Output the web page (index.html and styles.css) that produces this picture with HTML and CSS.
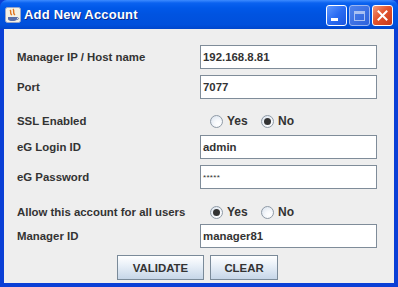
FILE: index.html
```html
<!DOCTYPE html>
<html lang="en">
<head>
    <meta charset="UTF-8">
    <title>Add New Account</title>
    <link rel="stylesheet" href="styles.css">
</head>
<body>

    <div class="window">
        <div class="titlebar">
            <svg class="app-icon" width="16" height="16" viewBox="0 0 16 16">
                <rect x="0.5" y="0.5" width="15" height="15" rx="2" fill="#f4f1e4" stroke="#9aa6c8"/>
                <path d="M5 3 C7 5 4 6 7 8" stroke="#e0741c" stroke-width="1.4" fill="none"/>
                <path d="M8 2 C10 4 7 6 10 8" stroke="#e0741c" stroke-width="1.4" fill="none"/>
                <path d="M3 10 h9 v2 c0 1.5 -2 2 -4.5 2 s-4.5 -0.5 -4.5 -2 z" fill="#5a6fa8"/>
                <path d="M12 10.5 c2 0 2 2 0 2" stroke="#5a6fa8" fill="none"/>
            </svg>
            <span class="title">Add New Account</span>
            <div class="controls">
                <span class="ctl"><span class="min-glyph"></span></span>
                <span class="ctl disabled"><span class="max-glyph"></span></span>
                <span class="ctl close">
                    <svg width="13" height="13" viewBox="0 0 13 13">
                        <path d="M2.5 2.5 L10.5 10.5 M10.5 2.5 L2.5 10.5" stroke="#fff" stroke-width="2" stroke-linecap="square"/>
                    </svg>
                </span>
            </div>
        </div>

        <div class="content">
            <div class="row">
                <label>Manager IP / Host name</label>
                <div class="field">192.168.8.81</div>
            </div>
            <div class="row gap-6">
                <label>Port</label>
                <div class="field">7077</div>
            </div>
            <div class="row gap-10">
                <label>SSL Enabled</label>
                <div class="radios">
                    <span class="radio"><i class="dot"></i>Yes</span>
                    <span class="radio"><i class="dot on"></i>No</span>
                </div>
            </div>
            <div class="row gap-2">
                <label>eG Login ID</label>
                <div class="field">admin</div>
            </div>
            <div class="row gap-6">
                <label>eG Password</label>
                <div class="field password">*****</div>
            </div>
            <div class="row gap-11">
                <label>Allow this account for all users</label>
                <div class="radios">
                    <span class="radio"><i class="dot on"></i>Yes</span>
                    <span class="radio"><i class="dot"></i>No</span>
                </div>
            </div>
            <div class="row">
                <label>Manager ID</label>
                <div class="field">manager81</div>
            </div>
            <div class="buttons">
                <button class="validate">VALIDATE</button>
                <button class="clear">CLEAR</button>
            </div>
        </div>
    </div>

</body>
</html>
```

FILE: styles.css
```css
* {
    margin: 0;
    padding: 0;
    box-sizing: border-box;
}
body {
    background: #eeeeee;
    font-family: 'Liberation Sans', Arial, sans-serif;
}
.window {
    width: 398px;
    height: 287px;
    display: flex;
    flex-direction: column;
    background: #0a3fd6;
}
.titlebar {
    height: 29px;
    display: flex;
    align-items: center;
    padding: 0 5px 0 5px;
    background: linear-gradient(#3d8bff 0, #0a62f0 3px, #0058e8 8px, #0053e0 50%, #0050dc 85%, #0046cc 100%);
    border-radius: 7px 7px 0 0;
}
.app-icon {
    flex: none;
    margin-right: 3px;
    margin-top: 1px;
}
.title {
    color: #fff;
    font-family: 'Liberation Sans', Arial, sans-serif;
    font-weight: bold;
    font-size: 13px;
    letter-spacing: 0.2px;
    text-shadow: 1px 1px 0 #0a2a8c;
    flex: 1;
}
.controls {
    display: flex;
    gap: 2px;
    margin-top: 2px;
}
.ctl {
    width: 21px;
    height: 21px;
    border: 1px solid #fff;
    border-radius: 3px;
    background: linear-gradient(135deg, #5f98ff 0%, #2a6cf2 50%, #1b56e0 100%);
    display: flex;
    align-items: center;
    justify-content: center;
}
.ctl.disabled {
    border-color: #9cb6f0;
    background: linear-gradient(135deg, #4f82ec 0%, #2d62dc 100%);
}
.ctl.close {
    background: linear-gradient(135deg, #f19a7c 0%, #e2532d 45%, #c7381a 100%);
}
.min-glyph {
    width: 7px;
    height: 3px;
    background: #fff;
    margin: 8px 5px 0 0;
}
.max-glyph {
    width: 11px;
    height: 10px;
    border: 1px solid #a9c0f2;
    border-top-width: 3px;
}
.content {
    flex: 1;
    margin: 0 4px 4px 4px;
    background: #eeeeee;
    padding: 16px 0 0 13px;
    font-size: 11.4px;
    font-weight: bold;
    color: #333333;
}
.row {
    height: 24px;
    display: flex;
    align-items: center;
}
.gap-2 { margin-top: 2px; }
.gap-6 { margin-top: 6px; }
.gap-10 { margin-top: 10px; }
.gap-11 { margin-top: 11px; }
.row label {
    width: 183px;
    flex: none;
}
.field {
    width: 177px;
    height: 24px;
    background: #fff;
    border: 1px solid #7f8c99;
    padding: 0 2px;
    display: flex;
    align-items: center;
}
.field.password {
    font-size: 8px;
    font-weight: normal;
    letter-spacing: 0.3px;
}
.radios {
    display: flex;
    align-items: center;
    padding-left: 10px;
}
.radio {
    display: flex;
    align-items: center;
    width: 51px;
    font-size: 12px;
}
.dot {
    width: 13px;
    height: 13px;
    border-radius: 50%;
    border: 1px solid #8f9aa6;
    background: radial-gradient(circle at 65% 70%, #ffffff 0, #f6f8fb 35%, #d6e0ec 100%);
    margin-right: 4px;
    display: flex;
    align-items: center;
    justify-content: center;
}
.dot.on::after {
    content: "";
    width: 7px;
    height: 7px;
    border-radius: 50%;
    background: #333333;
}
.buttons {
    display: flex;
    justify-content: center;
    gap: 6px;
    margin: 7px 0 0 -16px;
}
button {
    height: 25px;
    font-family: 'Liberation Sans', Arial, sans-serif;
    font-weight: bold;
    font-size: 11.4px;
    color: #333333;
    border: 1px solid #7a8a99;
    background: linear-gradient(#ffffff 0%, #e9f0f8 40%, #c6d6e8 100%);
}
.validate {
    width: 87px;
}
.clear {
    width: 68px;
}
```
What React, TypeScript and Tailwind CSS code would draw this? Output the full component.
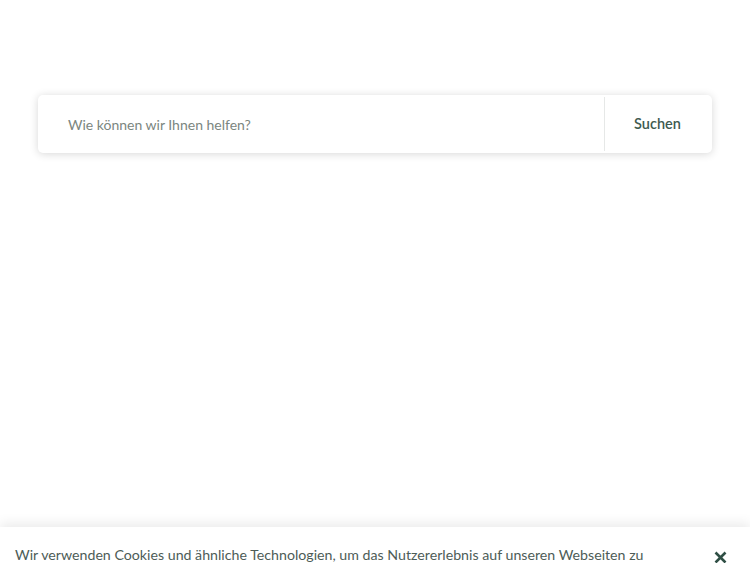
import React from "react";

export default function App() {
  return (
    <div
      className="relative w-[750px] h-[563px] overflow-hidden bg-white"
      style={{ fontFamily: "Lato, 'Open Sans', sans-serif" }}
    >
      <div className="pt-[95px] px-[38px]">
        <div className="flex h-[58px] w-[674px] rounded-[5px] bg-white shadow-[0_1px_9px_rgba(0,0,0,0.16)]">
          <div className="flex flex-1 items-center pl-[30px] text-[14px] text-[#7b8680]">
            Wie können wir Ihnen helfen?
          </div>
          <div className="my-[2px] w-px bg-[#e6e8e7]" />
          <div className="flex w-[107px] items-center justify-center pr-[2px] text-[14.5px] font-semibold text-[#3e5a50]">
            Suchen
          </div>
        </div>
      </div>
      <div className="absolute bottom-0 left-0 right-0 top-[527px] bg-white shadow-[0_-4px_12px_rgba(0,0,0,0.08)]">
        <div className="flex items-start justify-between pl-[15px] pr-[23px] pt-[18px]">
          <p className="text-[14.2px] leading-[20px] text-[#4d5c57]">
            Wir verwenden Cookies und ähnliche Technologien, um das Nutzererlebnis auf unseren Webseiten zu
          </p>
          <svg width="13" height="13" viewBox="0 0 13 13" className="mt-[6px]">
            <path d="M1.5 1.5 L11.5 11.5 M11.5 1.5 L1.5 11.5" stroke="#2f4f45" strokeWidth="2.6" strokeLinecap="butt" />
          </svg>
        </div>
      </div>
    </div>
  );
}
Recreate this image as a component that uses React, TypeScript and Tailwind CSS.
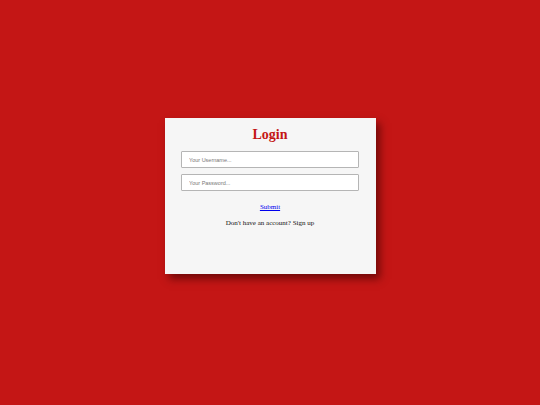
export default function App() {
  return (
    <div className="h-[405px] w-full bg-[#c41615] flex justify-center pt-[118px]">
      <div className="w-[211px] h-[156px] bg-[#f6f6f6] shadow-[4px_5px_8px_rgba(60,0,0,0.6)] flex flex-col items-center px-[17px] font-['Liberation_Serif',serif]">
        <h1 className="mt-[9px] text-[14px] leading-[16px] font-bold text-[#c41615]">Login</h1>
        <input
          className="mt-[8px] w-[178px] h-[17px] bg-white border border-[#b5b5b5] rounded-[1px] px-[7px] text-[5.5px] font-['Liberation_Sans',sans-serif] outline-none placeholder:text-[#777]"
          placeholder="Your Username..."
        />
        <input
          type="password"
          className="mt-[6px] w-[178px] h-[17px] bg-white border border-[#b5b5b5] rounded-[1px] px-[7px] text-[5.5px] font-['Liberation_Sans',sans-serif] outline-none placeholder:text-[#777]"
          placeholder="Your Password..."
        />
        <a href="#" className="mt-[12px] text-[7px] leading-[9px] text-[#0000ee] underline">
          Submit
        </a>
        <p className="mt-[7px] text-[7px] leading-[9px] text-[#111]">
          Don't have an account? Sign up
        </p>
      </div>
    </div>
  );
}
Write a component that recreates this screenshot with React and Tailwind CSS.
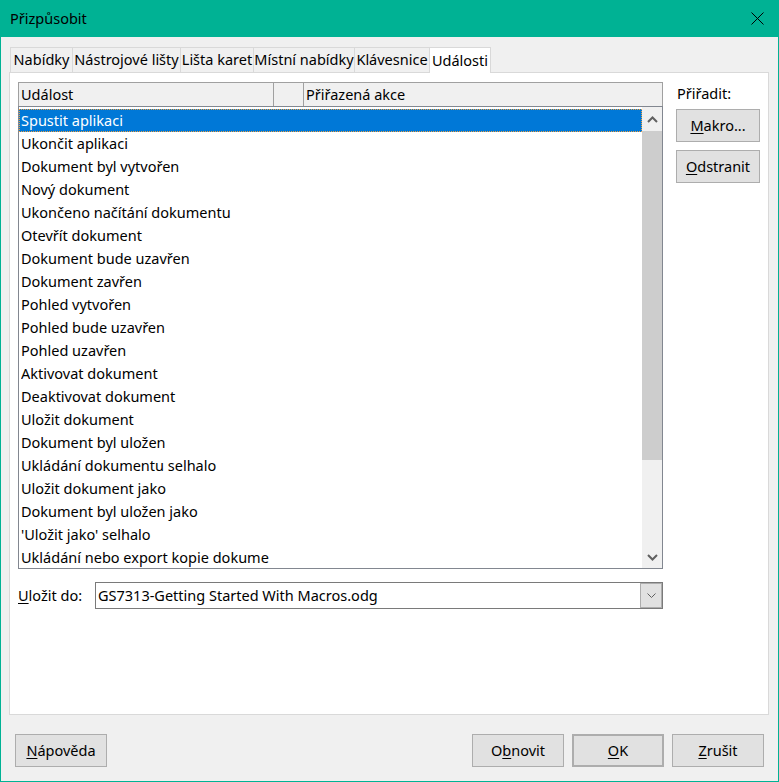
import React from "react";

const events = [
  "Spustit aplikaci",
  "Ukončit aplikaci",
  "Dokument byl vytvořen",
  "Nový dokument",
  "Ukončeno načítání dokumentu",
  "Otevřít dokument",
  "Dokument bude uzavřen",
  "Dokument zavřen",
  "Pohled vytvořen",
  "Pohled bude uzavřen",
  "Pohled uzavřen",
  "Aktivovat dokument",
  "Deaktivovat dokument",
  "Uložit dokument",
  "Dokument byl uložen",
  "Ukládání dokumentu selhalo",
  "Uložit dokument jako",
  "Dokument byl uložen jako",
  "'Uložit jako' selhalo",
  "Ukládání nebo export kopie dokumentu",
];

const tabs = [
  { label: "Nabídky", w: "w-[62px]" },
  { label: "Nástrojové lišty", w: "w-[108px]" },
  { label: "Lišta karet", w: "w-[73px]" },
  { label: "Místní nabídky", w: "w-[101px]" },
  { label: "Klávesnice", w: "w-[75px]" },
];

const Btn = ({ children, className = "" }) => (
  <button
    className={`h-[33px] bg-[#e1e1e1] border border-[#adadad] text-[14.5px] text-black flex items-center justify-center ${className}`}
  >
    {children}
  </button>
);

const Chevron = ({ up }) => (
  <svg width="11" height="7" viewBox="0 0 11 7" className="text-[#606060]">
    <path
      d={up ? "M1 6 L5.5 1.5 L10 6" : "M1 1 L5.5 5.5 L10 1"}
      fill="none"
      stroke="currentColor"
      strokeWidth="2"
    />
  </svg>
);

export default function App() {
  return (
    <div
      className="w-[779px] h-[782px] flex flex-col border-x border-b border-[#00b294] bg-[#f0f0f0] text-black text-[14.5px]"
      style={{ fontFamily: '"Noto Sans", sans-serif' }}
    >
      {/* title bar */}
      <div className="h-[37px] bg-[#00b294] flex items-center justify-between pl-[9px] pr-[14px] shrink-0">
        <span>Přizpůsobit</span>
        <svg width="13" height="13" viewBox="0 0 13 13">
          <path d="M0.5 0.5 L12.5 12.5 M12.5 0.5 L0.5 12.5" stroke="#000" strokeWidth="1" />
        </svg>
      </div>

      <div className="flex-1 flex flex-col pt-[9px] pl-[8px] pr-[9px]">
        {/* tabs */}
        <div className="flex items-end h-[26px] pl-[1px]">
          {tabs.map((t) => (
            <div
              key={t.label}
              className={`${t.w} h-[25px] border border-r-0 border-b-0 border-[#d9d9d9] bg-[#f0f0f0] flex items-center justify-center whitespace-nowrap`}
            >
              {t.label}
            </div>
          ))}
          <div className="w-[62px] h-[26px] border border-b-0 border-[#d9d9d9] bg-white flex items-center justify-center relative top-[1px]">
            Události
          </div>
        </div>

        {/* panel */}
        <div className="h-[643px] bg-white border border-[#d9d9d9] flex flex-col pt-[9px] pl-[8px]">
          <div className="flex">
            {/* list */}
            <div className="w-[645px] h-[487px] flex flex-col">
              <div className="h-[24px] flex border border-b-0 border-[#a0a0a0] bg-[#f0f0f0]">
                <div className="w-[255px] border-r border-[#a0a0a0] pl-[2px] pt-[1px] flex items-center">Událost</div>
                <div className="w-[30px] border-r border-[#a0a0a0]" />
                <div className="flex-1 pl-[2px] pt-[1px] flex items-center">Přiřazená akce</div>
              </div>
              <div className="flex-1 border border-[#828790] flex overflow-hidden">
                <div className="flex-1 flex flex-col pt-[2px]">
                  {events.map((e, i) => (
                    <div
                      key={e}
                      className={`h-[23px] shrink-0 flex items-center pl-[2px] ${
                        i === 0
                          ? "bg-[#0078d7] text-white outline-1 outline-dotted outline-[#f0a040] -outline-offset-1"
                          : ""
                      }`}
                    >
                      <span className="w-[248px] overflow-hidden whitespace-nowrap">{e}</span>
                    </div>
                  ))}
                </div>
                {/* scrollbar */}
                <div className="w-[20px] bg-[#f0f0f0] flex flex-col">
                  <div className="h-[24px] flex items-center justify-center">
                    <Chevron up />
                  </div>
                  <div className="h-[329px] bg-[#cdcdcd]" />
                  <div className="flex-1" />
                  <div className="h-[22px] flex items-center justify-center">
                    <Chevron />
                  </div>
                </div>
              </div>
            </div>

            {/* right column */}
            <div className="ml-[13px] w-[84px] flex flex-col">
              <div className="h-[23px] flex items-center pl-[1px]">Přiřadit:</div>
              <Btn className="mt-[4px] w-[84px]">
                <span><span className="underline underline-offset-2">M</span>akro...</span>
              </Btn>
              <Btn className="mt-[8px] w-[84px]">
                <span><span className="underline underline-offset-2">O</span>dstranit</span>
              </Btn>
            </div>
          </div>

          {/* save to */}
          <div className="flex items-center mt-[13px]">
            <span className="w-[77px]">
              <span className="underline underline-offset-2">U</span>ložit do:
            </span>
            <div className="w-[568px] h-[27px] border border-[#7a7a7a] flex">
              <div className="flex-1 pl-[2px] flex items-center">GS7313-Getting Started With Macros.odg</div>
              <div className="w-[22px] bg-[#e1e1e1] border border-[#adadad] flex items-center justify-center">
                <svg width="9" height="5" viewBox="0 0 9 5">
                  <path d="M0.5 0.5 L4.5 4.5 L8.5 0.5" fill="none" stroke="#606060" strokeWidth="1" />
                </svg>
              </div>
            </div>
          </div>
        </div>

        {/* bottom buttons */}
        <div className="flex items-center mt-[19px] pl-[6px] pr-[5px]">
          <Btn className="w-[92px]">
            <span><span className="underline underline-offset-2">N</span>ápověda</span>
          </Btn>
          <div className="flex-1" />
          <Btn className="w-[92px]">
            <span>O<span className="underline underline-offset-2">b</span>novit</span>
          </Btn>
          <Btn className="w-[92px] ml-[8px] border-2 border-[#0078d7]">
            <span><span className="underline underline-offset-2">O</span>K</span>
          </Btn>
          <Btn className="w-[92px] ml-[8px]">
            <span><span className="underline underline-offset-2">Z</span>rušit</span>
          </Btn>
        </div>
      </div>
    </div>
  );
}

# # # # #

Determine how many lines include the string "Tailwind". Give no answer but the number.

3